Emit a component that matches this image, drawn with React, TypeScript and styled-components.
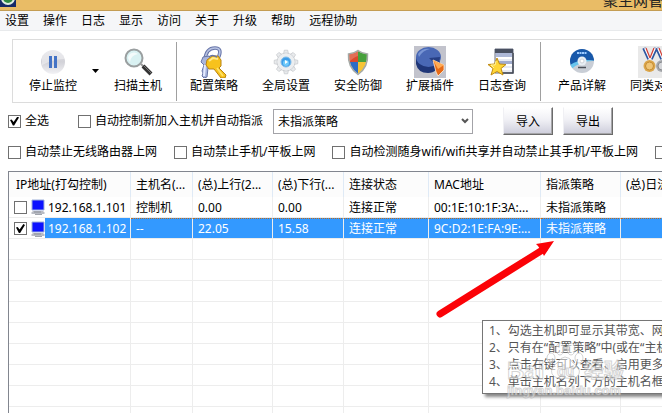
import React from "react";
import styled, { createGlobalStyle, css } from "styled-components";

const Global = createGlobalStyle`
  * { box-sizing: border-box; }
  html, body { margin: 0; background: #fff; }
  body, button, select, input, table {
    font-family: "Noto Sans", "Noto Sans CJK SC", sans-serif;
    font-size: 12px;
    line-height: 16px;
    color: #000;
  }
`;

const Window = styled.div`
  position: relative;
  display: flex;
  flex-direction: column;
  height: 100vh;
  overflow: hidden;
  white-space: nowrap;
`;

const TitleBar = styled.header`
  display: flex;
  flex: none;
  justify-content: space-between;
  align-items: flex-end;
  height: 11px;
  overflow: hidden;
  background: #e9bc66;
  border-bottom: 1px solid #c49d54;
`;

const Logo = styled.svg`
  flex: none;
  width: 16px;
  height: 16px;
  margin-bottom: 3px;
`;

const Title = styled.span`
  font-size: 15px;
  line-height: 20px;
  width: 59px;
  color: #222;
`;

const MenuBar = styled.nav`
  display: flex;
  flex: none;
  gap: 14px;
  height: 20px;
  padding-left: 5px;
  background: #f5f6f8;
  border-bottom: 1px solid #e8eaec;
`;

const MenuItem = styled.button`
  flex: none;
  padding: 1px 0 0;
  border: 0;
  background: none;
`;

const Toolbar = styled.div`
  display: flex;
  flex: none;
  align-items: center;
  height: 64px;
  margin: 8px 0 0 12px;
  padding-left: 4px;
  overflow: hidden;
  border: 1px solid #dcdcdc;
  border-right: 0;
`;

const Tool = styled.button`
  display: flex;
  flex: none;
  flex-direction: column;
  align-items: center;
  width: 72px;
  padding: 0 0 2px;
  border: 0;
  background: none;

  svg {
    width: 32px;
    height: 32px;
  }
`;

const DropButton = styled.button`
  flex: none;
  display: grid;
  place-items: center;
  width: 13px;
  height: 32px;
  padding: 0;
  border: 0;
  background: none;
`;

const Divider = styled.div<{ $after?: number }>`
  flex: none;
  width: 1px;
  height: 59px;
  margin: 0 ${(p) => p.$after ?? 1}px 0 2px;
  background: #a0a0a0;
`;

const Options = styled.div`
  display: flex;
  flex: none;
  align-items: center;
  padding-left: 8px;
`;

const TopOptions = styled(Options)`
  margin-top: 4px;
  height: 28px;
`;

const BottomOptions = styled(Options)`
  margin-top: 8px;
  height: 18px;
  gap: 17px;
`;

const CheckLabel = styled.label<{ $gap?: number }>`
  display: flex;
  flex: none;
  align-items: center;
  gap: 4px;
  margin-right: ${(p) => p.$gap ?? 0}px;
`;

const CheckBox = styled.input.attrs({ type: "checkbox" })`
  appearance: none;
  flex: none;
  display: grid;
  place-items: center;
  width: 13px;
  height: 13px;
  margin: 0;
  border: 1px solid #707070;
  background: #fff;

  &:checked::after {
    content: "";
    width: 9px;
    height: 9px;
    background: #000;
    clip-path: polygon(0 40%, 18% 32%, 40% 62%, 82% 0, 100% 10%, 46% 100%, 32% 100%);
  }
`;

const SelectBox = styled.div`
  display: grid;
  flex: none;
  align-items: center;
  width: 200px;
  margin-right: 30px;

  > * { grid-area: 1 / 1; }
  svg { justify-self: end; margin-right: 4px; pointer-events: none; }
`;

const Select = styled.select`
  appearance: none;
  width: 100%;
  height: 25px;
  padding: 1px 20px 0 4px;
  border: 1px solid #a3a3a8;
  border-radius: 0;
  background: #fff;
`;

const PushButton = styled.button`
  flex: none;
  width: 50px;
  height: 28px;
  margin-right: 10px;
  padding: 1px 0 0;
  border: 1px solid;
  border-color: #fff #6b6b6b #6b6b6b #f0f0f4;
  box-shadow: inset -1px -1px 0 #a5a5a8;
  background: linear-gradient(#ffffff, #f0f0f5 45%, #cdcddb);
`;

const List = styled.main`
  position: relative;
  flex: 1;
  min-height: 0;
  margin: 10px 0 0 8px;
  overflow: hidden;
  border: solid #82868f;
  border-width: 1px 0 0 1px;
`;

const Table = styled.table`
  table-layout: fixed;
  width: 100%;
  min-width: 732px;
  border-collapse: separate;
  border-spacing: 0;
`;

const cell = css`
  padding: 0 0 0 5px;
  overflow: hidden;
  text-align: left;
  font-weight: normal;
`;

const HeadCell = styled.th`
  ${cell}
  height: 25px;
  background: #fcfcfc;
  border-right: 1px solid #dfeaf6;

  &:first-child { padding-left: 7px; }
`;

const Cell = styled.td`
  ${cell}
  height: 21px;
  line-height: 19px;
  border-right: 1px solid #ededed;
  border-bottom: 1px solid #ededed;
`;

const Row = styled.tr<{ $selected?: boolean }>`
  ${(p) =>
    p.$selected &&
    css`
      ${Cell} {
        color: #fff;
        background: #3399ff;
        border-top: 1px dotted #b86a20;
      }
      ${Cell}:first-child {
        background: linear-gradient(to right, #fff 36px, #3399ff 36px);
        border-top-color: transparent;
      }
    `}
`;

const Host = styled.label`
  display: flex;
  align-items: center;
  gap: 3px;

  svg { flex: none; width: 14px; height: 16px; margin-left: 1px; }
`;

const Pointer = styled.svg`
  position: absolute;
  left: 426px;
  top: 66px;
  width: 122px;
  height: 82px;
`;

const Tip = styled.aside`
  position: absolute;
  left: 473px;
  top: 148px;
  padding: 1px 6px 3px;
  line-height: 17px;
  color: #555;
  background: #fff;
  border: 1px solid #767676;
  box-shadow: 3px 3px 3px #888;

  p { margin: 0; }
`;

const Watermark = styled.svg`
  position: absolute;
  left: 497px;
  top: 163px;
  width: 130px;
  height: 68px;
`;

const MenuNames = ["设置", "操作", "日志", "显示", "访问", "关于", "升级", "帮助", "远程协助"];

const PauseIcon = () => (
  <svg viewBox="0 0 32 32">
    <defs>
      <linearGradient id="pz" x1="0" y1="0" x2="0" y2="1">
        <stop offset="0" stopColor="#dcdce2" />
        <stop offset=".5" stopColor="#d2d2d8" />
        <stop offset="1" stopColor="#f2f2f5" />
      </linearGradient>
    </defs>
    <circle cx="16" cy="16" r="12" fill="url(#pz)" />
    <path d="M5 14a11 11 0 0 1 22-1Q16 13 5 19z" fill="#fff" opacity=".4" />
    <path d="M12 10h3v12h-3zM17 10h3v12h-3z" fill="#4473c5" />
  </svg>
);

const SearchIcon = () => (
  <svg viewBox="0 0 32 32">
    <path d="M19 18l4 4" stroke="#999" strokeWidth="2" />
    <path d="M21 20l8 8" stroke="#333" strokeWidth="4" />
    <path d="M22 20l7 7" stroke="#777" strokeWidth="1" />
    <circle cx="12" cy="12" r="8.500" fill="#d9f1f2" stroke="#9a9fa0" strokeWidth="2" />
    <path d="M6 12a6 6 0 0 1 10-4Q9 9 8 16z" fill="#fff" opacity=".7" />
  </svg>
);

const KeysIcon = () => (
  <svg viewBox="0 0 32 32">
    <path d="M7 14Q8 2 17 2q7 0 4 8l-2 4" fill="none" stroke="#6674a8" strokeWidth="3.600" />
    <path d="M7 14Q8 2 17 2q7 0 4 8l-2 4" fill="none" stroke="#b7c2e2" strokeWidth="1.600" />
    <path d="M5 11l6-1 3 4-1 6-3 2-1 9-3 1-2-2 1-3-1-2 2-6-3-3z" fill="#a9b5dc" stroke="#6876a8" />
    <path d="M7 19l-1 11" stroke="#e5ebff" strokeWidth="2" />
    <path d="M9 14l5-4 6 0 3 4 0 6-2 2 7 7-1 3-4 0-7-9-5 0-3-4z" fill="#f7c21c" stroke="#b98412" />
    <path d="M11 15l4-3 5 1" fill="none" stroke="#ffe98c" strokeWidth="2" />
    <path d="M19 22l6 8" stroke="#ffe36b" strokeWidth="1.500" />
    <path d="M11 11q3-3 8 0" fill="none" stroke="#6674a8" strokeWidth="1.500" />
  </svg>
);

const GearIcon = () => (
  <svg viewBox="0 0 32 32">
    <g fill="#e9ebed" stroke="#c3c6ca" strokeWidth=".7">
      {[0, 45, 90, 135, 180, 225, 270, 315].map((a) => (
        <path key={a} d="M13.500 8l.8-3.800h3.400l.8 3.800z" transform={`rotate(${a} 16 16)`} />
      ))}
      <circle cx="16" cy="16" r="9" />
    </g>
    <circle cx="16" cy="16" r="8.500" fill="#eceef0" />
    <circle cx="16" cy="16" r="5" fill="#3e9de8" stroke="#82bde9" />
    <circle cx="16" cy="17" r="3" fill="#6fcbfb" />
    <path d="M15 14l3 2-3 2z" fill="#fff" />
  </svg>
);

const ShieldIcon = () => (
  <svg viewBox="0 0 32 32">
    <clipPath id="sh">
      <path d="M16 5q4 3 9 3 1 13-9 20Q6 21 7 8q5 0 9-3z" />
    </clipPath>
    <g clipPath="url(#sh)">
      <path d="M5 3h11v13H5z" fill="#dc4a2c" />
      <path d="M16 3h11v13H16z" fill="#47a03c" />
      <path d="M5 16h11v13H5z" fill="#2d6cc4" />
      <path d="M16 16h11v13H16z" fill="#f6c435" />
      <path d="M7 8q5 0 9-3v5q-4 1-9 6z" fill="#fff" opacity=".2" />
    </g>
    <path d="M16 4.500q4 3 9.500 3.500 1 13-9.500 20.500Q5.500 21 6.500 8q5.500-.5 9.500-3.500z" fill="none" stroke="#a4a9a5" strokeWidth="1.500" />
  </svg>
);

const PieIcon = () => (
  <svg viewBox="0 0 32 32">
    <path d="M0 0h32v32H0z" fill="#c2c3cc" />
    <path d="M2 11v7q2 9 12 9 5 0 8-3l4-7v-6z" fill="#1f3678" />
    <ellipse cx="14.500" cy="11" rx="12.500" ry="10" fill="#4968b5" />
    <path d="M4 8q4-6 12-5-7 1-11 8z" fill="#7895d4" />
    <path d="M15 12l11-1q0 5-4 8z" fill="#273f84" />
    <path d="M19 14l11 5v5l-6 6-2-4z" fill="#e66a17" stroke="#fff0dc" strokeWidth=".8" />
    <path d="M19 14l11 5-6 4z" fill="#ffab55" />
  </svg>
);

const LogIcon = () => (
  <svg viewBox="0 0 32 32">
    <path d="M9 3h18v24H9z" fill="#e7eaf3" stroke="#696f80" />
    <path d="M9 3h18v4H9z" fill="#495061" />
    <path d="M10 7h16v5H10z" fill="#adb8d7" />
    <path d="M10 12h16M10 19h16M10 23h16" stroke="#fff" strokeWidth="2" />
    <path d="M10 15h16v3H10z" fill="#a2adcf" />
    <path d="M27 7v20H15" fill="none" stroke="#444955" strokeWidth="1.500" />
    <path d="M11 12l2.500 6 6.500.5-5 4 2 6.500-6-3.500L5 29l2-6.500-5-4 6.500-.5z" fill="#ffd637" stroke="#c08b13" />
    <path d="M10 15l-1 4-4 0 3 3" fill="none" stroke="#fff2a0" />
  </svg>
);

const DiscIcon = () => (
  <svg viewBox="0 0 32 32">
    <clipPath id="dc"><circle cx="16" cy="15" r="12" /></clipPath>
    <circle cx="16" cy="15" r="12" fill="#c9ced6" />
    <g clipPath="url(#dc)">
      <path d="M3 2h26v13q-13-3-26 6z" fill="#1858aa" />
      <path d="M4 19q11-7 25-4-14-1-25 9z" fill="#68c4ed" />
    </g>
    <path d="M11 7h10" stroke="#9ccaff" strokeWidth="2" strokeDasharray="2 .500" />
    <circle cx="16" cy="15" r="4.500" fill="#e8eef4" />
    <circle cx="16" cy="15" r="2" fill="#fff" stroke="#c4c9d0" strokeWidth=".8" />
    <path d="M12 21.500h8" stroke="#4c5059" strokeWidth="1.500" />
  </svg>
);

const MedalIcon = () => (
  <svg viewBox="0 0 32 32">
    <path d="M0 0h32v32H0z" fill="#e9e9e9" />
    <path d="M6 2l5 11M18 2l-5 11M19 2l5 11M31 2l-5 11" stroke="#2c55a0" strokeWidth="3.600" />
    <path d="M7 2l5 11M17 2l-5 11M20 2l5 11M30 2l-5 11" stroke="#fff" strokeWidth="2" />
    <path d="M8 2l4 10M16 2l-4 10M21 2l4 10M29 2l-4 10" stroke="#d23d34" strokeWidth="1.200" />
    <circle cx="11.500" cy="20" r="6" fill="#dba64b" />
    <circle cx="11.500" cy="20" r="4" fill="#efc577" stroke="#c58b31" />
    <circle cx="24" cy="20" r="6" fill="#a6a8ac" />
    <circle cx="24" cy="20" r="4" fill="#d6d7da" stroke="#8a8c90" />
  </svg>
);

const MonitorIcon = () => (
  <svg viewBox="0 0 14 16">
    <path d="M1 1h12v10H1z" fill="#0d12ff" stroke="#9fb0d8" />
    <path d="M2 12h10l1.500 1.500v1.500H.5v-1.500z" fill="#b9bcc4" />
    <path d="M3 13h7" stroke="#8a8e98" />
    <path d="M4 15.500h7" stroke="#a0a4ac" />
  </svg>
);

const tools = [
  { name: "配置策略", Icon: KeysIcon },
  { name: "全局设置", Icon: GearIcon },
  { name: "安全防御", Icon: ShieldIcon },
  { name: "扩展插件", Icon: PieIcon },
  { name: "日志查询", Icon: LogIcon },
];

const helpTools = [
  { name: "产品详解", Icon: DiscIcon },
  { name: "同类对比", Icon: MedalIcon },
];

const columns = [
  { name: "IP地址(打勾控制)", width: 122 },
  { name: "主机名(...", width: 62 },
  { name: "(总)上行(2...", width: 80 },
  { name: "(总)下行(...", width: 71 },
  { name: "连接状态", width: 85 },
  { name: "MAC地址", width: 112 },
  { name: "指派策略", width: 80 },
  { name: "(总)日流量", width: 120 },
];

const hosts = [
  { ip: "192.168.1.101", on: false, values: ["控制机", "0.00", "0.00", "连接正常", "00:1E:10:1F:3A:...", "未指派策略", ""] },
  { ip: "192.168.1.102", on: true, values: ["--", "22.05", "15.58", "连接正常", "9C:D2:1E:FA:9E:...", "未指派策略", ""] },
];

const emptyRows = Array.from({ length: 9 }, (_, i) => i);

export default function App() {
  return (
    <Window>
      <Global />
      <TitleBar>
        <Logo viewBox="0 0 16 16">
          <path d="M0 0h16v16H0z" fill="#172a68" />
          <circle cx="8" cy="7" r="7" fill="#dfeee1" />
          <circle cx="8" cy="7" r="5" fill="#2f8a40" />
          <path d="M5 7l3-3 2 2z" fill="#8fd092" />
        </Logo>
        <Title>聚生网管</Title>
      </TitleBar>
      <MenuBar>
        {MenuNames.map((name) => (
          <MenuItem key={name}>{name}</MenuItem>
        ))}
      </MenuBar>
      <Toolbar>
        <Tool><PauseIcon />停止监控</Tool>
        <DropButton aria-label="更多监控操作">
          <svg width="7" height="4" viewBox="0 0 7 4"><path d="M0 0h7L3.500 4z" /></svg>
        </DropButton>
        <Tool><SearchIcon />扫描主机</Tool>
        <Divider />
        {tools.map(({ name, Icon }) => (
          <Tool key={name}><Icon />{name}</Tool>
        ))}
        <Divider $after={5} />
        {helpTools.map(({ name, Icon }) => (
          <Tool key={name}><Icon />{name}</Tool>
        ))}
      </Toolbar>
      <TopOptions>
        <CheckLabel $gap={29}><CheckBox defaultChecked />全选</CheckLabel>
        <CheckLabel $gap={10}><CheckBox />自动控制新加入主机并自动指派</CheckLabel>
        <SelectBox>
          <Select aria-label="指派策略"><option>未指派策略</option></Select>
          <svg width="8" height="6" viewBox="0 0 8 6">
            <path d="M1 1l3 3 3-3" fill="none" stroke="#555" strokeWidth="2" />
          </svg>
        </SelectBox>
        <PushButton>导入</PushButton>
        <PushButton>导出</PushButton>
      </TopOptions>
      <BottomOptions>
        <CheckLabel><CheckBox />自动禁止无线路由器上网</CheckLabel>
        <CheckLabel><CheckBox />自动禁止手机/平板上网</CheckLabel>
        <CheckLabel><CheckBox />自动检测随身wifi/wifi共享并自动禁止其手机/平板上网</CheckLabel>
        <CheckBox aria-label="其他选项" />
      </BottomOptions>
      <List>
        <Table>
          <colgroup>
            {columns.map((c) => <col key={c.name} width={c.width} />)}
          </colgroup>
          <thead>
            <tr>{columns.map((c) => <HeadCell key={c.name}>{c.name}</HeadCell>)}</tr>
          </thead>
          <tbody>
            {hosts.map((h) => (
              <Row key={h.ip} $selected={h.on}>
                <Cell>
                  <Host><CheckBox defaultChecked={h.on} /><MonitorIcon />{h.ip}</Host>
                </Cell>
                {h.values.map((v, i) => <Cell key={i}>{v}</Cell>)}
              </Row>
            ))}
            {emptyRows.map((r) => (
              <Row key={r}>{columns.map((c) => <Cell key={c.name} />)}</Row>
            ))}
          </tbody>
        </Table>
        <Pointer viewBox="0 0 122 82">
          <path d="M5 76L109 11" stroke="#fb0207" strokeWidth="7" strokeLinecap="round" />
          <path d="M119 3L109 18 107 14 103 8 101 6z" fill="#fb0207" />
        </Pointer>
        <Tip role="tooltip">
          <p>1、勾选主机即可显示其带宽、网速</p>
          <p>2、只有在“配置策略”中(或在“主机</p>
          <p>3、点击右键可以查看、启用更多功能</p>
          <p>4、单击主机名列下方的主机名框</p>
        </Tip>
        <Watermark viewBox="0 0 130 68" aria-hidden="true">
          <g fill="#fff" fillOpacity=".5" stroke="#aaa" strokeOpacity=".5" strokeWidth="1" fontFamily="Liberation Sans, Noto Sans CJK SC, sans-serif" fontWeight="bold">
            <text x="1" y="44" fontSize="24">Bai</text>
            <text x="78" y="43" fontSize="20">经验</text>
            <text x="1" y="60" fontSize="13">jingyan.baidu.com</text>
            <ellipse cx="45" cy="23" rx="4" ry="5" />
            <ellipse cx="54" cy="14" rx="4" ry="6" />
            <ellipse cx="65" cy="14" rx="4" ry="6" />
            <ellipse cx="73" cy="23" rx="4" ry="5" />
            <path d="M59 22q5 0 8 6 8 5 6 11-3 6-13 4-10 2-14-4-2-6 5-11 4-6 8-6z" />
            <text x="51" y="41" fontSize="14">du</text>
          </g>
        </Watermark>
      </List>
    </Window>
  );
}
━━━
Where a line above contains the word "React", copy that line.

Emit a component that matches this image, drawn with React, TypeScript and styled-components.
import React from "react";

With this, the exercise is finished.